Northern Electric has come out fighting with a package for shareholders of £5.07 per share in a last-ditch attempt to fend off the £12bn hostile bid by Trafalgar House. The company has also forecast an increase of 16 per cent in pre-tax profits to £150m this year, as well as a 33 per cent increase in the dividend to 33p and earnings per share up at least 21 per cent to 97p.

The £5.07 includes a special dividend of £1.50 to be paid before the end of April, and an irredeemable preference share worth at least £1 on issue with an underwritten cash alternative of £1. The balance is the value of Northern's shares in the National Grid Company, which it has promised to distribute to shareholders, and a special dividend which is expected to be paid prior to the planned flotation of the grid.

The value of the package is about £500 for the average small shareholder, of which Northern has 110,000. The company is also projecting expected increases of 13 per cent in the ordinary dividend in the years ending March 1996 and 1997.

David Morris, chairman, said the measures show that Trafalgar's bid "seriously undervalues" Northern Electric's shares. He said that the Trafalgar cash alternative of £10.48 places a value on Northern's shares of only £5.41 once the package being offered to shareholders is implemented. Northern's shares closed up 21p at £11.12.

Mr Morris told shareholders: "You would be giving up significant value by accepting the Trafalgar House offer. A continuing investment in Northern Electric would be worth significantly more to you."

The measures proposed by Northern Electric would leave the company with debt gearing of 225 per cent by March 1996, which is unprecedented among UK utilities and compares with Northern's cash-positive position last September. The company said that its plans would be funded through bank borrowings and that gearing would fall to 100 per cent by March 2000.

Mr Morris said he is "comfortable" with the level of gearing. "This is a secure business with a predictable revenue stream. The gearing certainly is not crazy because it's bankable and entirely manageable."

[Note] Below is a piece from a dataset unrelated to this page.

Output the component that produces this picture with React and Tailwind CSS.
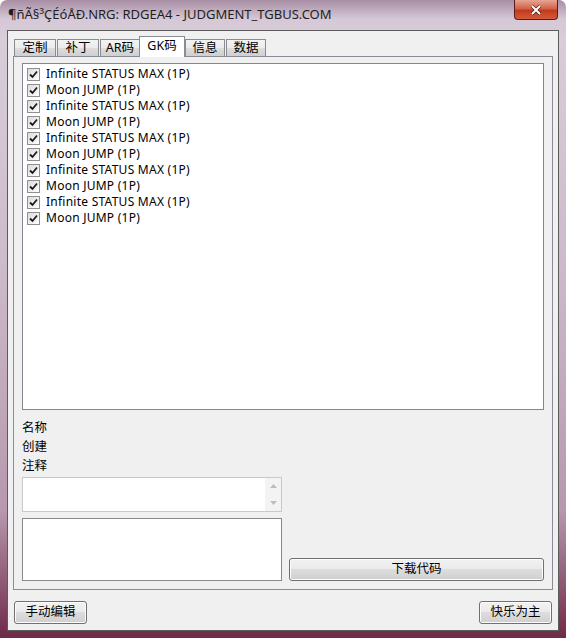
import React from "react"

const codes = [
  "Infinite STATUS MAX (1P)",
  "Moon JUMP (1P)",
  "Infinite STATUS MAX (1P)",
  "Moon JUMP (1P)",
  "Infinite STATUS MAX (1P)",
  "Moon JUMP (1P)",
  "Infinite STATUS MAX (1P)",
  "Moon JUMP (1P)",
  "Infinite STATUS MAX (1P)",
  "Moon JUMP (1P)",
]

const tabs = [
  { label: "定制", w: "w-[42px]" },
  { label: "补丁", w: "w-[42px]" },
  { label: "AR码", w: "w-[40px]" },
  { label: "GK码", w: "w-[46px]", active: true },
  { label: "信息", w: "w-[40px]" },
  { label: "数据", w: "w-[40px]" },
]

const Check = () => (
  <div className="w-[13px] h-[13px] border border-[#8e8f8f] bg-gradient-to-br from-[#dcdcdc] to-white flex items-center justify-center">
    <svg width="9" height="9" viewBox="0 0 9 9">
      <path d="M1 4.5 L3.5 7 L8 1.5" fill="none" stroke="#1a1a1a" strokeWidth="1.8" />
    </svg>
  </div>
)

const Button = ({ children, className }) => (
  <button
    className={`h-[23px] rounded-[3px] border border-[#707070] bg-[linear-gradient(#f2f2f2_0%,#ebebeb_45%,#dddddd_50%,#cfcfcf_100%)] text-[12.5px] text-black flex items-center justify-center shadow-[inset_0_0_0_1px_#fcfcfc] ${className}`}
  >
    {children}
  </button>
)

export default function App() {
  return (
    <div
      className="w-[566px] h-[638px] rounded-t-[7px] bg-[linear-gradient(180deg,#a88ea4_0%,#d6c8d6_3%,#d9cdd9_6%,#cdbccb_40%,#b798ae_80%,#6e2a48_100%)] flex flex-col overflow-hidden"
      style={{ fontFamily: '"Noto Sans", "Noto Sans CJK SC", sans-serif' }}
    >
      {/* title bar */}
      <div className="h-[30px] shrink-0 flex items-start justify-between pl-[8px] pr-[8px]">
        <div className="pt-[6px] text-[13px] text-[#1e1e1e] leading-[16px]">
          ¶ñÃ§³ÇÉóÅÐ.NRG: RDGEA4 - JUDGMENT_TGBUS.COM
        </div>
        <div className="w-[44px] h-[20px] rounded-b-[4px] border border-t-0 border-[#5a1d14] bg-[linear-gradient(#e8a593_0%,#d0634a_45%,#c23b1f_55%,#d45a3a_100%)] flex items-center justify-center">
          <svg width="12" height="10" viewBox="0 0 12 10">
            <path d="M2 1 L10 9 M10 1 L2 9" stroke="#3a1a14" strokeWidth="3.2" />
            <path d="M2 1 L10 9 M10 1 L2 9" stroke="white" strokeWidth="2" />
          </svg>
        </div>
      </div>

      {/* client area */}
      <div className="mx-[7px] h-[601px] shrink-0 border border-[#5c5c5c] bg-[#f0f0f0] flex flex-col">
        <div className="pl-[5px] pr-[5px] pt-[5px]">
          {/* tab header */}
          <div className="flex items-end h-[20px] pl-[1px]">
            {tabs.map((t) =>
              t.active ? (
                <div
                  key={t.label}
                  className={`${t.w} h-[21px] -mb-[1px] mx-[-1px] relative z-10 bg-white border border-b-0 border-[#898c95] flex items-start justify-center pt-[1px] text-[12.5px] leading-[16px]`}
                >
                  {t.label}
                </div>
              ) : (
                <div
                  key={t.label}
                  className={`${t.w} h-[17px] bg-[linear-gradient(#f3f3f3_0%,#ebebeb_50%,#dddddd_51%,#cfcfcf_100%)] border border-b-0 border-[#898c95] flex items-center justify-center text-[12.5px] leading-[16px] ml-[1px] first:ml-0`}
                >
                  {t.label}
                </div>
              )
            )}
          </div>

          {/* tab panel */}
          <div className="h-[534px] border border-[#898c95] bg-[#f0f0f0] px-[8px] pt-[6px] pb-[8px] flex flex-col">
            <div className="h-[347px] shrink-0 bg-white border border-[#828790] pt-[2px] pl-[4px]">
              {codes.map((c, i) => (
                <div key={i} className="h-[16px] flex items-center gap-[6px]">
                  <Check />
                  <span className="text-[12px] tracking-[0.25px] text-black leading-[16px]">{c}</span>
                </div>
              ))}
            </div>

            <div className="flex flex-col text-[12.5px] leading-[19px] text-black mt-[8px]">
              <span>名称</span>
              <span>创建</span>
              <span>注释</span>
            </div>

            <div className="flex gap-[7px] mt-[2px]">
              <div className="flex flex-col gap-[6px] w-[261px]">
                <div className="h-[35px] border border-[#c8c8c8] bg-white flex justify-end">
                  <div className="w-[16px] bg-[#f3f3f3] flex flex-col items-center justify-between py-[6px]">
                    <svg width="7" height="4" viewBox="0 0 7 4">
                      <path d="M0 4 L3.5 0 L7 4 Z" fill="#bcbcbc" />
                    </svg>
                    <svg width="7" height="4" viewBox="0 0 7 4">
                      <path d="M0 0 L3.5 4 L7 0 Z" fill="#bcbcbc" />
                    </svg>
                  </div>
                </div>
                <div className="h-[63px] border border-[#8a8a8a] bg-white" />
              </div>
              <div className="flex-1 flex items-end">
                <Button className="w-[255px]">下载代码</Button>
              </div>
            </div>
          </div>
        </div>

        <div className="flex justify-between px-[6px] mt-[11px]">
          <Button className="w-[73px]">手动编辑</Button>
          <Button className="w-[73px]">快乐为主</Button>
        </div>
      </div>
    </div>
  )
}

He added that Northern would bring down its borrowings through a variety of measures, including tight cost control. The company has already said it will cut 520 jobs this year and 200 in each of the two following years. It also intends to rein back on capital expenditure on non-core businesses.

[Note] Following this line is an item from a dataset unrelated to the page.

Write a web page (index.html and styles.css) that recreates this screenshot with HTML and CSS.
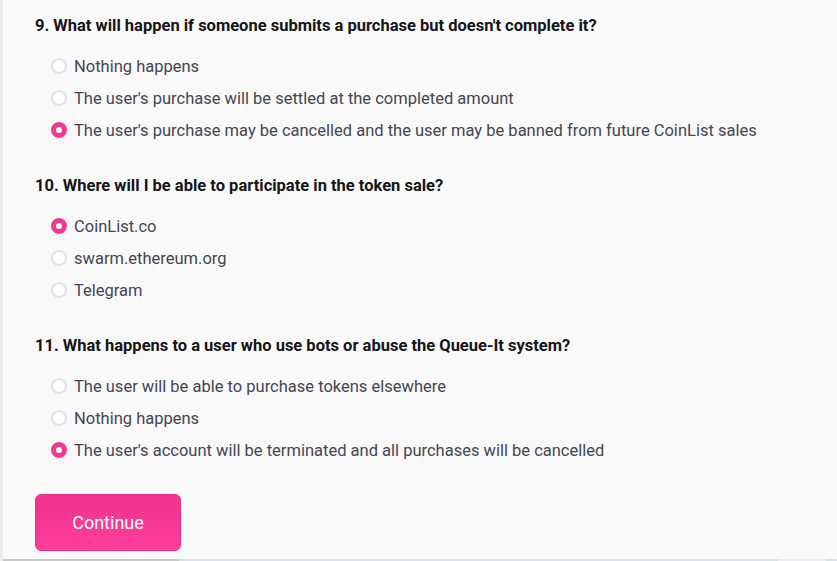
FILE: index.html
```html
<!DOCTYPE html>
<html lang="en">
<head>
    <meta charset="UTF-8">
    <meta name="viewport" content="width=device-width, initial-scale=1.0">
    <title>Quiz</title>
    <link rel="stylesheet" href="styles.css">
</head>
<body>
    <div class="quiz">
        <div class="question">
            <h3>9. What will happen if someone submits a purchase but doesn't complete it?</h3>
            <label class="option"><input type="radio" name="q9"><span class="dot"></span>Nothing happens</label>
            <label class="option"><input type="radio" name="q9"><span class="dot"></span>The user's purchase will be settled at the completed amount</label>
            <label class="option"><input type="radio" name="q9" checked><span class="dot"></span>The user's purchase may be cancelled and the user may be banned from future CoinList sales</label>
        </div>

        <div class="question">
            <h3>10. Where will I be able to participate in the token sale?</h3>
            <label class="option"><input type="radio" name="q10" checked><span class="dot"></span>CoinList.co</label>
            <label class="option"><input type="radio" name="q10"><span class="dot"></span>swarm.ethereum.org</label>
            <label class="option"><input type="radio" name="q10"><span class="dot"></span>Telegram</label>
        </div>

        <div class="question">
            <h3>11. What happens to a user who use bots or abuse the Queue-It system?</h3>
            <label class="option"><input type="radio" name="q11"><span class="dot"></span>The user will be able to purchase tokens elsewhere</label>
            <label class="option"><input type="radio" name="q11"><span class="dot"></span>Nothing happens</label>
            <label class="option"><input type="radio" name="q11" checked><span class="dot"></span>The user's account will be terminated and all purchases will be cancelled</label>
        </div>

        <button class="continue-btn">Continue</button>
    </div>
    <div class="bottom-strip">
        <div class="strip-gray"></div>
        <div class="strip-blue"></div>
        <div class="strip-light"></div>
        <div class="strip-blue2"></div>
    </div>
</body>
</html>
```

FILE: styles.css
```css
/* page */
html, body {
    margin: 0;
    height: 100%;
}

body {
    background: #f9f9f9;
    font-family: "Roboto", "Liberation Sans", sans-serif;
    border-left: 3px solid #ebebf2;
    box-sizing: border-box;
    position: relative;
    overflow: hidden;
}

.quiz {
    padding: 14px 0 0 32px;
}

/* questions */
.question {
    margin-bottom: 28px;
}

.question h3 {
    margin: 0 0 12px 0;
    font-size: 16.5px;
    font-weight: 700;
    color: #15151a;
    line-height: 24px;
}

.option {
    display: flex;
    align-items: center;
    height: 32px;
    padding-left: 16px;
    font-size: 16.5px;
    color: #454552;
    cursor: pointer;
}

.option input {
    display: none; /* hide the native radio */
}

.dot {
    width: 16px;
    height: 16px;
    border: 2px solid #dfe2ea;
    border-radius: 50%;
    background: #fff;
    box-sizing: border-box;
    margin-right: 7px;
    flex-shrink: 0;
}

.option input:checked + .dot {
    border: 5px solid #ef3b8f;
    background: #fff;
}

/* button */
.continue-btn {
    display: block;
    margin-top: 2px;
    width: 146px;
    height: 57px;
    border: 1px solid #e62f87;
    border-radius: 6px;
    background: linear-gradient(#f0338f, #ff3d9b);
    color: #fff;
    font-family: inherit;
    font-size: 18px;
    cursor: pointer;
}

/* strip along the bottom edge */
.bottom-strip {
    position: absolute;
    left: -3px;
    right: 0;
    bottom: 0;
    height: 2px;
    display: flex;
}

.strip-gray {
    width: 179px;
    background: #c9c9c9;
}

.strip-blue {
    width: 599px;
    background: #d5e2ea;
}

.strip-light {
    width: 48px;
    background: #e9eef2;
}

.strip-blue2 {
    flex: 1;
    background: #d5e2ea;
}
```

City analysts said the defence shows the strengths of the regional electricity firms and added that the other 11 companies in the sector would be under pressure to produce similar measures to increase shareholder value. Nigel Hawkins, an analyst with Hoare Govett, said: "The question is, do the other companies do something now or do they wait until a predator comes along?"

Trafalgar House, which has until next Friday to increase its offer, said that Northern's proposals would leave "a rump burdened with an alarming level of new debt and expensive preference shares."

Nigel Rich, chief executive, said: "That is not a defence, that is an argument for Northern Electric shareholders to accept the Trafalgar House offer or sell their shares while they still have the chance at these prices."

Although the bid has been given the go-ahead by Michael Heseltine, president of the board of trade, it could yet be referred to the Monopolies and Mergers Commission by Professor Stephen Littlechild, director general of electricity supply, who is concerned about his ability to regulate in the event of a takeover.